Loaded images do have 3 channels despite using Grayscale transformation

talhak · August 16, 2019, 12:16am

As the title clearly describes, the images in the dataset I use do have 3 color channels despite they are grayscale. So, I used transforms.Grayscale(num_output_channels=1) transformation in order to reduce the number of color channels to 1, but still the loaded images do have 3 channels.

Here is my implementation:

data_transforms = transforms.Compose([
    transforms.Grayscale(num_output_channels=1),
    transforms.ToTensor(),
    transforms.Normalize(mean=[0.485, 0.456, 0.406],
                         std=[0.229, 0.224, 0.225])
])
face_train_dataset = datasets.ImageFolder(root=DEST_PATH_TRAIN, transform=data_transforms)

train_loader = DataLoader(face_train_dataset,
                          batch_size=train_batch_size, shuffle=True, num_workers=4)

ptrblck · August 16, 2019, 12:22am

If I run your code, I get the valid error:

RuntimeError: output with shape [1, 334, 690] doesn't match the broadcast shape [3, 334, 690]

which is thrown, since Grayscale returns a single-channel image, while Normalize uses three values.
Fixing the mean and std to a single value, yields valid output tensors of shape [batch_size, 1, 334, 690].

talhak · August 16, 2019, 12:30am

Not that I was aware of, thanks @ptrblck. Thought it could still work as it was expected.

talhak · August 16, 2019, 1:31am

Between, after decreasing the number of channels of the images, which were already grayscale (8 bits depth images), the accuracy of the network has decreased dramatically. The only change was that. Are there any workarounds or point that I miss? @ptrblck

ptrblck · August 16, 2019, 1:04pm

Are you sure the depth images are not stored in 16bit?

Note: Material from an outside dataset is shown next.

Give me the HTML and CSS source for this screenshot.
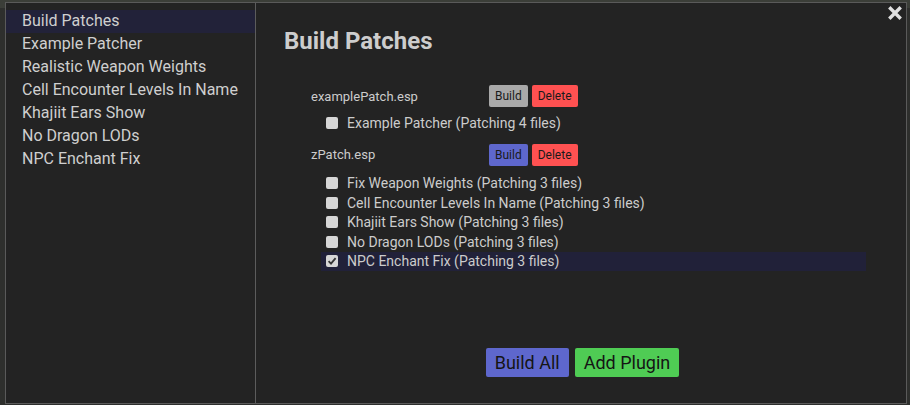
FILE: index.html
```html
<!DOCTYPE html>
<html>
<head>
<meta charset="utf-8">
<link rel="stylesheet" href="styles.css">
</head>
<body>
<div class="backdrop">
  <div class="bg-top"></div>
</div>
<div class="modal">
  <aside class="sidebar">
    <div class="nav-item active">Build Patches</div>
    <div class="nav-item">Example Patcher</div>
    <div class="nav-item">Realistic Weapon Weights</div>
    <div class="nav-item">Cell Encounter Levels In Name</div>
    <div class="nav-item">Khajiit Ears Show</div>
    <div class="nav-item">No Dragon LODs</div>
    <div class="nav-item">NPC Enchant Fix</div>
  </aside>
  <main class="content">
    <h1 class="title">Build Patches</h1>
    <div class="patches">
      <section class="patch">
        <div class="patch-head">
          <span class="patch-name">examplePatch.esp</span>
          <button class="btn btn-grey">Build</button>
          <button class="btn btn-red">Delete</button>
        </div>
        <label class="row"><span class="box"></span><span class="label">Example Patcher (Patching 4 files)</span></label>
      </section>
      <section class="patch patch-second">
        <div class="patch-head">
          <span class="patch-name">zPatch.esp</span>
          <button class="btn btn-blue">Build</button>
          <button class="btn btn-red">Delete</button>
        </div>
        <label class="row"><span class="box"></span><span class="label">Fix Weapon Weights (Patching 3 files)</span></label>
        <label class="row"><span class="box"></span><span class="label">Cell Encounter Levels In Name (Patching 3 files)</span></label>
        <label class="row"><span class="box"></span><span class="label">Khajiit Ears Show (Patching 3 files)</span></label>
        <label class="row"><span class="box"></span><span class="label">No Dragon LODs (Patching 3 files)</span></label>
        <label class="row selected"><span class="box"><svg viewBox="0 0 12 12" width="12" height="12"><path d="M2.6 6.2 L5 8.6 L9.6 3.2" fill="none" stroke="#333" stroke-width="1.8"/></svg></span><span class="label">NPC Enchant Fix (Patching 3 files)</span></label>
      </section>
    </div>
    <div class="footer">
      <button class="btn-lg btn-blue">Build All</button>
      <button class="btn-lg btn-green">Add Plugin</button>
    </div>
  </main>
  <button class="close" aria-label="Close"><svg viewBox="0 0 14 14" width="14" height="14"><path d="M2.5 2.5 L11.5 11.5 M11.5 2.5 L2.5 11.5" stroke="#e0e0e0" stroke-width="3.4" stroke-linecap="square"/></svg></button>
</div>
</body>
</html>
```
FILE: styles.css
```css
* { box-sizing: border-box; }
html, body { margin: 0; padding: 0; }
body {
  width: 910px;
  height: 405px;
  overflow: hidden;
  background: #2e2f2d;
  font-family: Roboto, "Liberation Sans", sans-serif;
  position: relative;
}
.backdrop {
  position: absolute;
  inset: 0;
}
.bg-top {
  height: 8px;
  background: #3b3e38;
}
.modal {
  position: absolute;
  left: 5px;
  top: 2px;
  width: 902px;
  height: 402px;
  background: #232323;
  border: 1px solid #5a5a5a;
  display: flex;
}
.sidebar {
  width: 250px;
  border-right: 1px solid #5c5c5c;
  padding-top: 7px;
  flex-shrink: 0;
}
.nav-item {
  height: 23px;
  line-height: 22px;
  padding-left: 16px;
  font-size: 16px;
  color: #cfcfcf;
}
.nav-item.active { background: #222239; }
.content {
  flex: 1;
  display: flex;
  flex-direction: column;
  padding: 24px 40px 26px 28px;
}
.title {
  margin: 0;
  font-size: 24px;
  font-weight: 700;
  color: #cdcdcd;
  line-height: 28px;
}
.patches {
  margin-top: 30px;
  padding-left: 27px;
}
.patch { margin-bottom: 11px; }
.patch-head {
  display: flex;
  align-items: center;
  height: 22px;
  margin-bottom: 6px;
}
.patch-second .patch-head { margin-bottom: 8px; }
.patch-name {
  width: 178px;
  font-size: 13px;
  color: #cccccc;
}
.btn {
  border: none;
  border-radius: 2px;
  height: 22px;
  padding: 0 6px;
  margin-right: 4px;
  font-family: Roboto, "Liberation Sans", sans-serif;
  font-size: 12px;
  color: #1a1a1a;
}
.btn-grey { background: #a9a9a9; }
.btn-red { background: #ff5151; }
.btn-blue { background: #5e67cd; }
.btn-green { background: #4fcc54; }
.row {
  display: flex;
  align-items: center;
  height: 19.5px;
  margin-left: 10px;
  padding-left: 5px;
  font-size: 14px;
  color: #cccccc;
  white-space: nowrap;
}
.row.selected { background: #212139; }
.box {
  width: 12px;
  height: 12px;
  border-radius: 2px;
  background: #d6d6d6;
  margin-right: 9px;
  display: flex;
  flex-shrink: 0;
}
.footer {
  margin-top: auto;
  display: flex;
  justify-content: center;
  gap: 6px;
  margin-left: -28px;
  margin-right: -40px;
  padding-left: 3px;
}
.btn-lg {
  border: none;
  border-radius: 2px;
  height: 29px;
  padding: 0 9px;
  font-family: Roboto, "Liberation Sans", sans-serif;
  font-size: 18px;
  color: #151515;
}
.close {
  position: absolute;
  right: 4px;
  top: 3px;
  width: 14px;
  height: 14px;
  padding: 0;
  border: none;
  background: none;
  display: flex;
}
```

Anyway, are you training your model from scratch or finetuning a pretrained model?
Was the accuracy better when you loaded the depth images as 3-channel images?

talhak · August 16, 2019, 1:19pm

Yes, here is the detail of an image (which is a sample image from the FER2013 dataset):

depth

I have constructed my model from scratch, now trying to improve its accuracy. Yes, the accuracy was way better when I loaded the images as 3-channels as the accuracy has dropped to about 25% from 50%.